▸ **Work required**:
Repeat the records verbatim and leave the pictures out of your copy.

-- START --

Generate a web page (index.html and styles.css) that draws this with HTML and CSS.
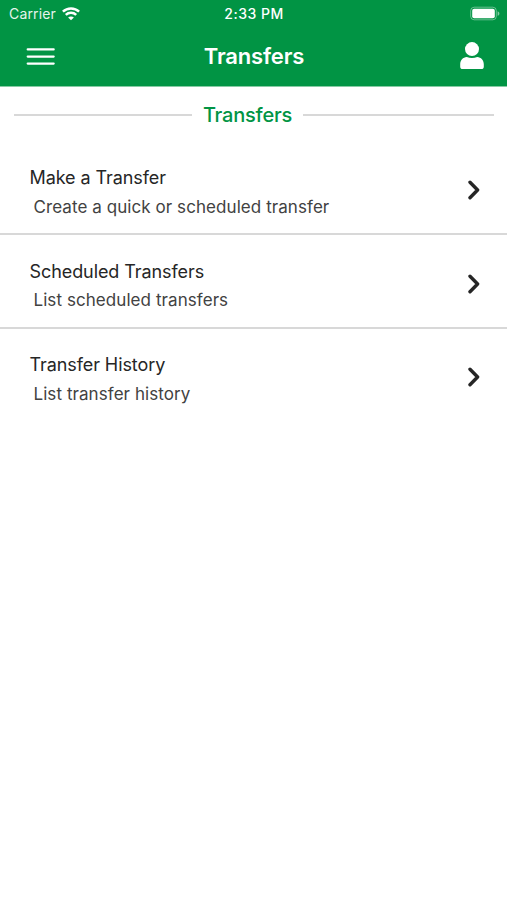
FILE: index.html
```html
<!DOCTYPE html>
<html lang="en">
<head>
<meta charset="utf-8">
<title>Transfers</title>
<link rel="stylesheet" href="styles.css">
</head>
<body>
<header class="top">
  <div class="status">
    <div class="carrier"><span class="carrier-name">Carrier</span>
      <svg class="wifi" width="18" height="14" viewBox="0 0 18 14" fill="none" stroke="#fff" stroke-width="2.5"><path d="M.9 4.6C5.4.3 12.6.3 17.1 4.6"/><path d="M3.8 7.8c2.9-2.8 7.5-2.8 10.4 0"/><path d="M9 13.3 6.1 10.5c1.6-1.5 4.2-1.5 5.8 0z" fill="#fff" stroke="none"/></svg>
    </div>
    <span class="clock">2:33 PM</span>
    <svg class="battery" width="30" height="14" viewBox="0 0 30 14"><rect x=".7" y=".2" width="25.6" height="12.6" rx="3.5" fill="none" stroke="#fff" stroke-opacity=".4"/><rect x="2.2" y="1.8" width="22.6" height="9.4" rx="2" fill="#fff"/><path d="M27.6 4.2c2.4.8 2.4 3.8 0 4.6z" fill="#fff" fill-opacity=".5"/></svg>
  </div>
  <nav class="bar">
    <svg class="menu" width="30" height="20" viewBox="0 0 30 20" stroke="#fff" stroke-width="2.2" stroke-linecap="round"><path d="M1.7 2.4h26M1.7 9.6h26M1.7 16.6h26"/></svg>
    <h1 class="title">Transfers</h1>
    <svg class="user" width="24" height="28" viewBox="0 0 24 28" fill="#fff"><circle cx="12" cy="7.1" r="7"/><path d="M6.8 14.9c3.2 1.5 7.2 1.5 10.4 0 3.9.2 6.6 3.4 6.6 7.3v2.5c0 1.5-.9 2.4-2.4 2.4H2.6c-1.5 0-2.4-.9-2.4-2.4v-2.5c0-3.9 2.7-7.1 6.6-7.3z"/></svg>
  </nav>
</header>
<main>
  <h2 class="section"><span class="section-name">Transfers</span></h2>
  <ul class="list">
    <li class="row"><div class="copy"><div class="name">Make a Transfer</div><div class="desc">Create a quick or scheduled transfer</div></div><svg class="chevron" width="14" height="20" viewBox="0 0 14 20"><path d="m3 2.3 7.6 7.7L3 17.7"/></svg></li>
    <li class="row"><div class="copy"><div class="name">Scheduled Transfers</div><div class="desc">List scheduled transfers</div></div><svg class="chevron" width="14" height="20" viewBox="0 0 14 20"><path d="m3 2.3 7.6 7.7L3 17.7"/></svg></li>
    <li class="row"><div class="copy"><div class="name">Transfer History</div><div class="desc">List transfer history</div></div><svg class="chevron" width="14" height="20" viewBox="0 0 14 20"><path d="m3 2.3 7.6 7.7L3 17.7"/></svg></li>
  </ul>
</main>
</body>
</html>
```
FILE: styles.css
```css
* { box-sizing: border-box; }
body { margin: 0; background: #fff; color: #262626; font-family: Inter, "Liberation Sans", sans-serif; }
svg { display: block; flex: none; }
.top { height: 87px; background: #019444; border-bottom: 1px solid #86cba4; color: #fff; }
.status { display: grid; grid-template-columns: 1fr auto 1fr; align-items: center; height: 27px; padding: 0 7px 0 9px; }
.carrier { display: flex; align-items: center; gap: 6px; font-size: 14px; line-height: 18px; letter-spacing: .15px; }
.carrier-name { opacity: .9; }
.clock { margin-left: -1px; font-size: 14px; font-weight: 500; line-height: 18px; letter-spacing: .5px; }
.battery { justify-self: end; overflow: visible; }
.bar { display: grid; grid-template-columns: 1fr auto 1fr; align-items: center; height: 58px; padding: 0 23px 0 26px; }
.menu { margin-top: 2px; }
.title { margin: 0 2px 0 0; font-size: 22px; font-weight: 600; line-height: 28px; letter-spacing: -.15px; }
.user { justify-self: end; }
.section { display: flex; align-items: center; gap: 11px; margin: 0; padding: 14px 13px 0 14px; height: 42px; color: #019444; font-size: 20px; font-weight: 500; line-height: 28px; letter-spacing: -.2px; }
.section::before, .section::after { content: ""; height: 2px; background: #d8d8d8; }
.section::before { flex: 178; }
.section::after { flex: 191; }
.list { list-style: none; margin: 0; padding: 12.4px 0 0; }
.row { display: flex; align-items: center; justify-content: space-between; height: 93.6px; padding: 10px 26px 0 29.5px; border-bottom: 2px solid #d8d8d8; }
.row:last-child { border-bottom-color: transparent; }
.name { font-size: 18px; line-height: 29px; letter-spacing: -.08px; }
.desc { margin-bottom: -.5px; padding: .5px 0 0 4px; color: #424242; font-size: 17px; line-height: 29px; letter-spacing: .07px; }
.chevron { margin-top: -4px; fill: none; stroke: #262626; stroke-width: 3.4; stroke-linecap: round; stroke-linejoin: round; }
```
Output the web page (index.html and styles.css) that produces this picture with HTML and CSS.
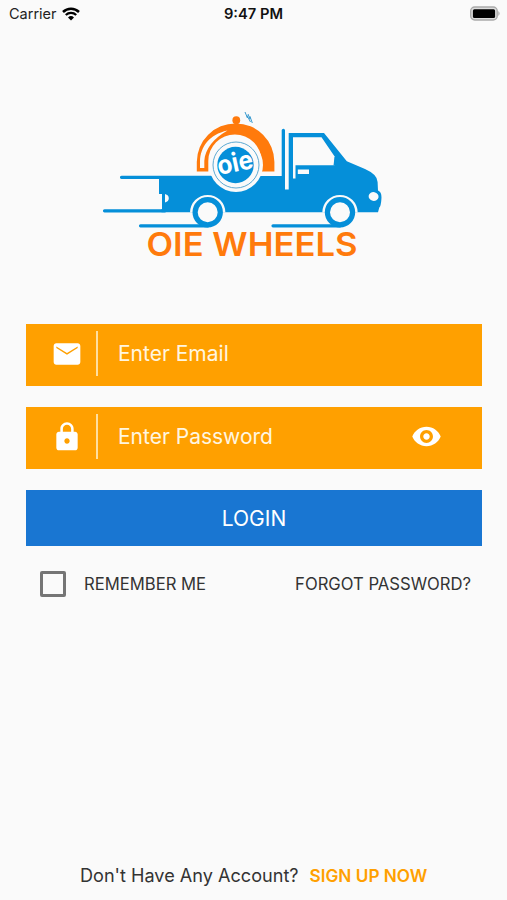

-- END --

▸ **Complete response**:
Generate a web page (index.html and styles.css) that draws this with HTML and CSS.
FILE: index.html
```html
<!DOCTYPE html>
<html lang="en">
<head>
<meta charset="utf-8">
<title>Transfers</title>
<link rel="stylesheet" href="styles.css">
</head>
<body>
<header class="top">
  <div class="status">
    <div class="carrier"><span class="carrier-name">Carrier</span>
      <svg class="wifi" width="18" height="14" viewBox="0 0 18 14" fill="none" stroke="#fff" stroke-width="2.5"><path d="M.9 4.6C5.4.3 12.6.3 17.1 4.6"/><path d="M3.8 7.8c2.9-2.8 7.5-2.8 10.4 0"/><path d="M9 13.3 6.1 10.5c1.6-1.5 4.2-1.5 5.8 0z" fill="#fff" stroke="none"/></svg>
    </div>
    <span class="clock">2:33 PM</span>
    <svg class="battery" width="30" height="14" viewBox="0 0 30 14"><rect x=".7" y=".2" width="25.6" height="12.6" rx="3.5" fill="none" stroke="#fff" stroke-opacity=".4"/><rect x="2.2" y="1.8" width="22.6" height="9.4" rx="2" fill="#fff"/><path d="M27.6 4.2c2.4.8 2.4 3.8 0 4.6z" fill="#fff" fill-opacity=".5"/></svg>
  </div>
  <nav class="bar">
    <svg class="menu" width="30" height="20" viewBox="0 0 30 20" stroke="#fff" stroke-width="2.2" stroke-linecap="round"><path d="M1.7 2.4h26M1.7 9.6h26M1.7 16.6h26"/></svg>
    <h1 class="title">Transfers</h1>
    <svg class="user" width="24" height="28" viewBox="0 0 24 28" fill="#fff"><circle cx="12" cy="7.1" r="7"/><path d="M6.8 14.9c3.2 1.5 7.2 1.5 10.4 0 3.9.2 6.6 3.4 6.6 7.3v2.5c0 1.5-.9 2.4-2.4 2.4H2.6c-1.5 0-2.4-.9-2.4-2.4v-2.5c0-3.9 2.7-7.1 6.6-7.3z"/></svg>
  </nav>
</header>
<main>
  <h2 class="section"><span class="section-name">Transfers</span></h2>
  <ul class="list">
    <li class="row"><div class="copy"><div class="name">Make a Transfer</div><div class="desc">Create a quick or scheduled transfer</div></div><svg class="chevron" width="14" height="20" viewBox="0 0 14 20"><path d="m3 2.3 7.6 7.7L3 17.7"/></svg></li>
    <li class="row"><div class="copy"><div class="name">Scheduled Transfers</div><div class="desc">List scheduled transfers</div></div><svg class="chevron" width="14" height="20" viewBox="0 0 14 20"><path d="m3 2.3 7.6 7.7L3 17.7"/></svg></li>
    <li class="row"><div class="copy"><div class="name">Transfer History</div><div class="desc">List transfer history</div></div><svg class="chevron" width="14" height="20" viewBox="0 0 14 20"><path d="m3 2.3 7.6 7.7L3 17.7"/></svg></li>
  </ul>
</main>
</body>
</html>
```
FILE: styles.css
```css
* { box-sizing: border-box; }
body { margin: 0; background: #fff; color: #262626; font-family: Inter, "Liberation Sans", sans-serif; }
svg { display: block; flex: none; }
.top { height: 87px; background: #019444; border-bottom: 1px solid #86cba4; color: #fff; }
.status { display: grid; grid-template-columns: 1fr auto 1fr; align-items: center; height: 27px; padding: 0 7px 0 9px; }
.carrier { display: flex; align-items: center; gap: 6px; font-size: 14px; line-height: 18px; letter-spacing: .15px; }
.carrier-name { opacity: .9; }
.clock { margin-left: -1px; font-size: 14px; font-weight: 500; line-height: 18px; letter-spacing: .5px; }
.battery { justify-self: end; overflow: visible; }
.bar { display: grid; grid-template-columns: 1fr auto 1fr; align-items: center; height: 58px; padding: 0 23px 0 26px; }
.menu { margin-top: 2px; }
.title { margin: 0 2px 0 0; font-size: 22px; font-weight: 600; line-height: 28px; letter-spacing: -.15px; }
.user { justify-self: end; }
.section { display: flex; align-items: center; gap: 11px; margin: 0; padding: 14px 13px 0 14px; height: 42px; color: #019444; font-size: 20px; font-weight: 500; line-height: 28px; letter-spacing: -.2px; }
.section::before, .section::after { content: ""; height: 2px; background: #d8d8d8; }
.section::before { flex: 178; }
.section::after { flex: 191; }
.list { list-style: none; margin: 0; padding: 12.4px 0 0; }
.row { display: flex; align-items: center; justify-content: space-between; height: 93.6px; padding: 10px 26px 0 29.5px; border-bottom: 2px solid #d8d8d8; }
.row:last-child { border-bottom-color: transparent; }
.name { font-size: 18px; line-height: 29px; letter-spacing: -.08px; }
.desc { margin-bottom: -.5px; padding: .5px 0 0 4px; color: #424242; font-size: 17px; line-height: 29px; letter-spacing: .07px; }
.chevron { margin-top: -4px; fill: none; stroke: #262626; stroke-width: 3.4; stroke-linecap: round; stroke-linejoin: round; }
```
Output the web page (index.html and styles.css) that produces this picture with HTML and CSS.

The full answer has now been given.